Martes, 10 de enero de 2012 | Hoy
EL PAíS › OPINIóN
Por Jorge Rivas *
En las últimas sesiones extraordinarias del Congreso Nacional, realizadas durante el pasado diciembre, el Poder Ejecutivo envió una serie de iniciativas legislativas, entre ellas una para modificar el Código Penal sobre prevención, investigación y sanción de actividades delictivas con finalidad terrorista. Para dar los principales motivos por los que el Gobierno impulsaba esta iniciativa, se hizo presente en una reunión conjunta de las comisiones de Derechos Humanos, Legislación Penal y Justicia, el ministro de Justicia y Derechos Humanos.
Los principales fundamentos que ofreció el ministro giraron en torno de la idea de que estábamos en presencia de un delito complejo y de que era necesario, para ser más eficientes a la hora de enfrentarlo, adecuar nuestra normativa interna a los más altos estándares internacionales, particularmente los de la región.
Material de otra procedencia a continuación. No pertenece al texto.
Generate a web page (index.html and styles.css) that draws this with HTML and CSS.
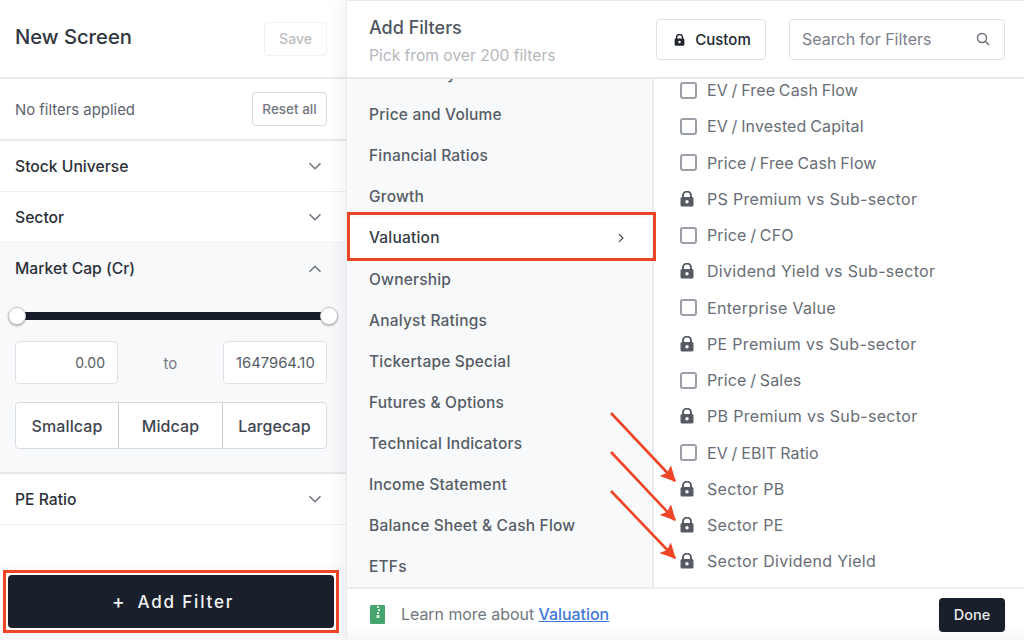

Es bueno aclarar que el principal objeto de esta ley radica en el financiamiento del terrorismo internacional. Se trata de una ley eminentemente económica, que bien podríamos poner en sintonía con la 26.683, que sanciona el lavado de activos.
Como miembro de las comisiones de Legislación Penal y de Derechos Humanos, firmé el dictamen de mayoría en disidencia parcial y voté en el recinto la ley en general. Me parece bueno aclarar que mi disidencia parcial pasaba por cuestiones técnicas. Por ejemplo, no me parece feliz la idea de agregar una nueva agravante en la parte general del código y también me parece que el tipo penal podría ser más preciso, o menos abierto.
De todos modos, las razones políticas, antes mencionadas, que dio el Gobierno para impulsar esta ley me parecieron atendibles. Además, para cerrar la posibilidad de que por medio de una interpretación antojadiza algún juez pretendiera torcer el verdadero objeto o espíritu de la ley, el propio Ejecutivo accedió a agregar a la primera versión del proyecto, expresamente, el siguiente concepto: “Las agravantes previstas en este artículo no se aplicarán cuando el o los hechos de que se trate tuvieren lugar en ocasión del ejercicio de derechos humanos y/o sociales o de cualquier otro derecho constitucional”. Hasta aquí la historia objetiva del trámite parlamentario, que en la Cámara de Diputados terminó dándole la media sanción al proyecto que una semana después el Senado convertiría en ley.
Muchas fueron las voces que se hicieron oír en contra de esta iniciativa. Y si algunas de ellas expresaron opiniones muy respetables, y sus críticas resultaron muy serias y atendibles, la mayoría fue formulada por impresentables opositores, que empecinadamente cirujean por el escenario político tratando de encontrar una hendija para tratar de erosionar al Gobierno con mentiras. En ese marco he leído opiniones que, además de ofender a la inteligencia, demuestran simplemente la falta de lectura del texto de la ley.
Los disparates van desde que con está ley se pretende criminalizar y reprimir la protesta social, pasando por disciplinar a la prensa, hasta llegar a decir que es una herramienta legal para perseguir a los que tengan un pensamiento distinto del oficial. Las últimas elecciones demostraron, entre otras cosas, la suerte que corren en democracia las críticas desmesuradas, las imputaciones falsas y los brulotes mediáticos, pero evidentemente algunos no entendieron nada, e insisten, convencidos de que por ese camino les va a creer alguien. Por mi parte estoy seguro de que la ley es mejorable, como también lo estoy de que el de la infamia no es el mejor camino para corregirla.
* Diputado socialista del bloque del FpV.